Work to do — Copy out each line of the material in which the word "screenshot" appears.

-- START Raw data --

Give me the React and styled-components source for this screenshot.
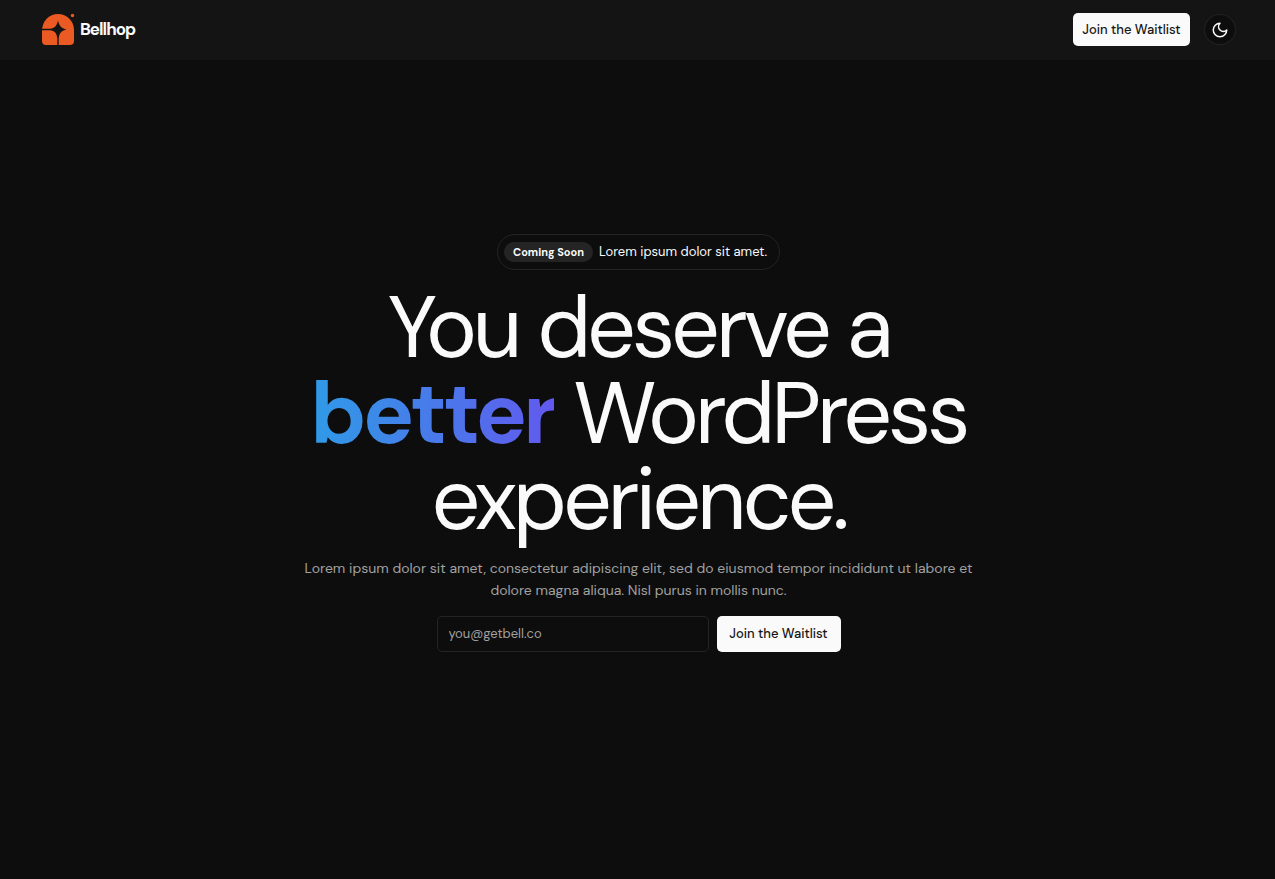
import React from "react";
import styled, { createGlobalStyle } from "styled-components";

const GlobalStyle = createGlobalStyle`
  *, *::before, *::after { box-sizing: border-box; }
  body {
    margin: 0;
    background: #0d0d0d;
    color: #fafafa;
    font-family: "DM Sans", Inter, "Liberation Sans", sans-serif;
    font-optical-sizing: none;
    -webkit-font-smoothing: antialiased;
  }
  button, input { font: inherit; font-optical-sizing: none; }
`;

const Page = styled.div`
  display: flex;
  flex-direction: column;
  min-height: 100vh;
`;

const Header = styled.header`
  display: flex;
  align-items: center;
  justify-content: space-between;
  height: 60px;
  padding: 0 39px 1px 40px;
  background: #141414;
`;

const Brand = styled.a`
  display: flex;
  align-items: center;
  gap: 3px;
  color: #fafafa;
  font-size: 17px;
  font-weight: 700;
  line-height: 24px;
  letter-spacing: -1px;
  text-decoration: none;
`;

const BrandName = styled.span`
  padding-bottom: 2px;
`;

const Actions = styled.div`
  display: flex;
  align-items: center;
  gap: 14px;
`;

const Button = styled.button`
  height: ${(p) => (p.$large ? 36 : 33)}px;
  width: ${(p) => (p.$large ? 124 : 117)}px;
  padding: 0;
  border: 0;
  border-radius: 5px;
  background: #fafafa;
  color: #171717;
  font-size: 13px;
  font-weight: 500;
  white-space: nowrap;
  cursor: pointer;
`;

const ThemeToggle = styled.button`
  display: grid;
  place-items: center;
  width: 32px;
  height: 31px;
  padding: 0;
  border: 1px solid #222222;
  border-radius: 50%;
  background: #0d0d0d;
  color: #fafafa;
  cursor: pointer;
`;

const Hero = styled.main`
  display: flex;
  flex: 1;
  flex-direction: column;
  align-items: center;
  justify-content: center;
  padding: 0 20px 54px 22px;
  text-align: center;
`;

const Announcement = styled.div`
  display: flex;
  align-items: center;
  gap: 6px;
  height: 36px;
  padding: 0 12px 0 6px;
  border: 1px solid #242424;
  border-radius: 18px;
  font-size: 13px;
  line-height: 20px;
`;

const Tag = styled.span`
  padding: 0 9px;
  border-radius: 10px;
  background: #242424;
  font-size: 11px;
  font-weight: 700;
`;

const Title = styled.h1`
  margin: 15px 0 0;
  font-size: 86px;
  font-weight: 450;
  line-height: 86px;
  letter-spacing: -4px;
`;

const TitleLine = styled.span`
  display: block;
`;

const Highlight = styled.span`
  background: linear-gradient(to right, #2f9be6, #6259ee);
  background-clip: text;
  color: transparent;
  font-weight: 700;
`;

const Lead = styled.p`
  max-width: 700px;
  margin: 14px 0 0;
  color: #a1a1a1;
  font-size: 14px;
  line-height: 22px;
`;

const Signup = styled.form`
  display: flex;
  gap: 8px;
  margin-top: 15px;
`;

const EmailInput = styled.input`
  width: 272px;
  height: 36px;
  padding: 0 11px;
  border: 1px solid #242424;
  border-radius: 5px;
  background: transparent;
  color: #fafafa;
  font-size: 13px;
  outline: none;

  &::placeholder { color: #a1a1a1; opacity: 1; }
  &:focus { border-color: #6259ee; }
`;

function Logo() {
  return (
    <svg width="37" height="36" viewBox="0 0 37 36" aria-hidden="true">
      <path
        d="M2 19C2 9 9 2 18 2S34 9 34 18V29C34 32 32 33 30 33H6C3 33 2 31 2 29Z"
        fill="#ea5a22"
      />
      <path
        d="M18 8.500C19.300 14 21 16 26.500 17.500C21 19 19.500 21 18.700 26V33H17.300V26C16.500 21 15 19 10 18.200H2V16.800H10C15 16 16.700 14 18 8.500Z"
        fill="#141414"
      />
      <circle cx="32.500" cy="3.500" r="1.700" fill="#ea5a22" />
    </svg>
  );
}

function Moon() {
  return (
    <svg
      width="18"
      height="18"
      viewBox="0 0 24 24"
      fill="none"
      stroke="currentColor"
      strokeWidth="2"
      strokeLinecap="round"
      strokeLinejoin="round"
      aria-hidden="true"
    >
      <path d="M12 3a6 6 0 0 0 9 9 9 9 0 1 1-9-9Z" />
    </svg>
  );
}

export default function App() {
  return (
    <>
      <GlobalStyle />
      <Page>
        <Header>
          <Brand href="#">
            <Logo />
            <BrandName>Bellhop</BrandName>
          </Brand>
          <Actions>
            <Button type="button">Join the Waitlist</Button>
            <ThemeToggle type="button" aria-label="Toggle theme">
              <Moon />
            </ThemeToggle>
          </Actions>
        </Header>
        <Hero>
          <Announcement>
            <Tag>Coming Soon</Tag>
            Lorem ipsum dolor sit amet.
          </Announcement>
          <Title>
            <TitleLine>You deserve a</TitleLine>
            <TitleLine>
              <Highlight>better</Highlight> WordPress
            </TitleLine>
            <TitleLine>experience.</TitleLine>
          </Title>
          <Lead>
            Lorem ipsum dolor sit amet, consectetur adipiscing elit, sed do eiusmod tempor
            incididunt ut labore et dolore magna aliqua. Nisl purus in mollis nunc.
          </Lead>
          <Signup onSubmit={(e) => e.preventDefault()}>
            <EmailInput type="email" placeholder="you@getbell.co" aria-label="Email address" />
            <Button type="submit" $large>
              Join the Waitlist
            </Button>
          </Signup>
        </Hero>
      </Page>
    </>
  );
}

-- END Raw data --
-- START Raw data --

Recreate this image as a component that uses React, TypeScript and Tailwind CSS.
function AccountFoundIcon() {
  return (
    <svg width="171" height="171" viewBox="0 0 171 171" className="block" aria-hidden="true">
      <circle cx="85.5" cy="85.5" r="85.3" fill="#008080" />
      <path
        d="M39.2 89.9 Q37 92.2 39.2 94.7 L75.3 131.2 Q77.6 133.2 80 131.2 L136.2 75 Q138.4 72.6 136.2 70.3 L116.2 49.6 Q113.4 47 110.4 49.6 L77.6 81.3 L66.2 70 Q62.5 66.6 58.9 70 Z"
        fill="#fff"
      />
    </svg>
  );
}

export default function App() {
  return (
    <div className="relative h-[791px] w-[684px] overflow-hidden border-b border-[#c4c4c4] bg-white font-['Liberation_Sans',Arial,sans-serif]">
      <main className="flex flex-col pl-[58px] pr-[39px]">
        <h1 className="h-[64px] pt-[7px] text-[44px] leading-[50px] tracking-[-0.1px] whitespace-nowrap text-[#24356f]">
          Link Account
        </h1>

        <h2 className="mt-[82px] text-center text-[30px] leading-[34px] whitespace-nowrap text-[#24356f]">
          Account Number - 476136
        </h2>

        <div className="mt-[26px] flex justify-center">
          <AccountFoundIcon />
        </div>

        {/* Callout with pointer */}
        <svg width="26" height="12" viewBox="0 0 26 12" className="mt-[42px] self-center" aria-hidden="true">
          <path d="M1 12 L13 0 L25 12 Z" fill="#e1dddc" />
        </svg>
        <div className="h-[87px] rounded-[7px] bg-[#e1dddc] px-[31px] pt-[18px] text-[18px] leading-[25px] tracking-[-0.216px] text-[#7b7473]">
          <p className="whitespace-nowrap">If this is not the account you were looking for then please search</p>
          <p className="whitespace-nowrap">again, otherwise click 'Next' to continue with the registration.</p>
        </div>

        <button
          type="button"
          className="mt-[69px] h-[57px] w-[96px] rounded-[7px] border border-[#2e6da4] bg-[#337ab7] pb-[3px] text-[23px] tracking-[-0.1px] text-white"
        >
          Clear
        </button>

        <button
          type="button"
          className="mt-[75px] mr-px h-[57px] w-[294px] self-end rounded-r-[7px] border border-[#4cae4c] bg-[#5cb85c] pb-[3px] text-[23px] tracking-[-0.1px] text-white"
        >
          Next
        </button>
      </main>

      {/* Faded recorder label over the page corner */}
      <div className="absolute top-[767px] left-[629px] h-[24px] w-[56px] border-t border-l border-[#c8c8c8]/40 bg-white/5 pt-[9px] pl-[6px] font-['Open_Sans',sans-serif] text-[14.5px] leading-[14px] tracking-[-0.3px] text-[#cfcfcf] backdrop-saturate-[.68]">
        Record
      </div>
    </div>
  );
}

-- END Raw data --
-- START Raw data --

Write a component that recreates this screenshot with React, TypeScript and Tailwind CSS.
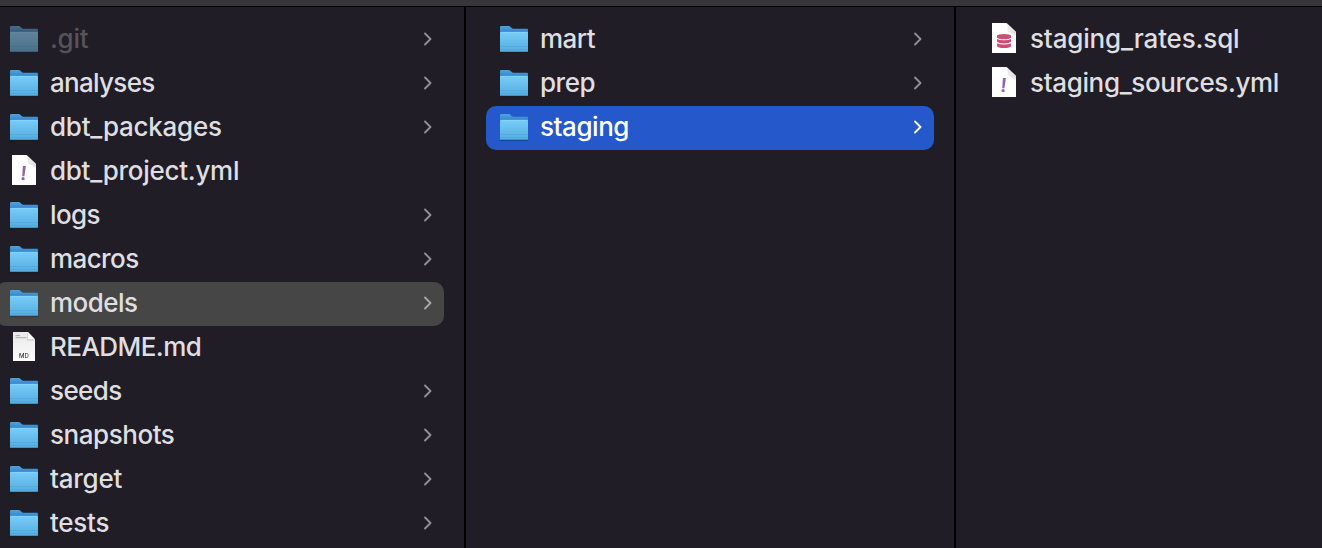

-- END Raw data --

Complete answer —
Give me the React and styled-components source for this screenshot.
Write a component that recreates this screenshot with React, TypeScript and Tailwind CSS.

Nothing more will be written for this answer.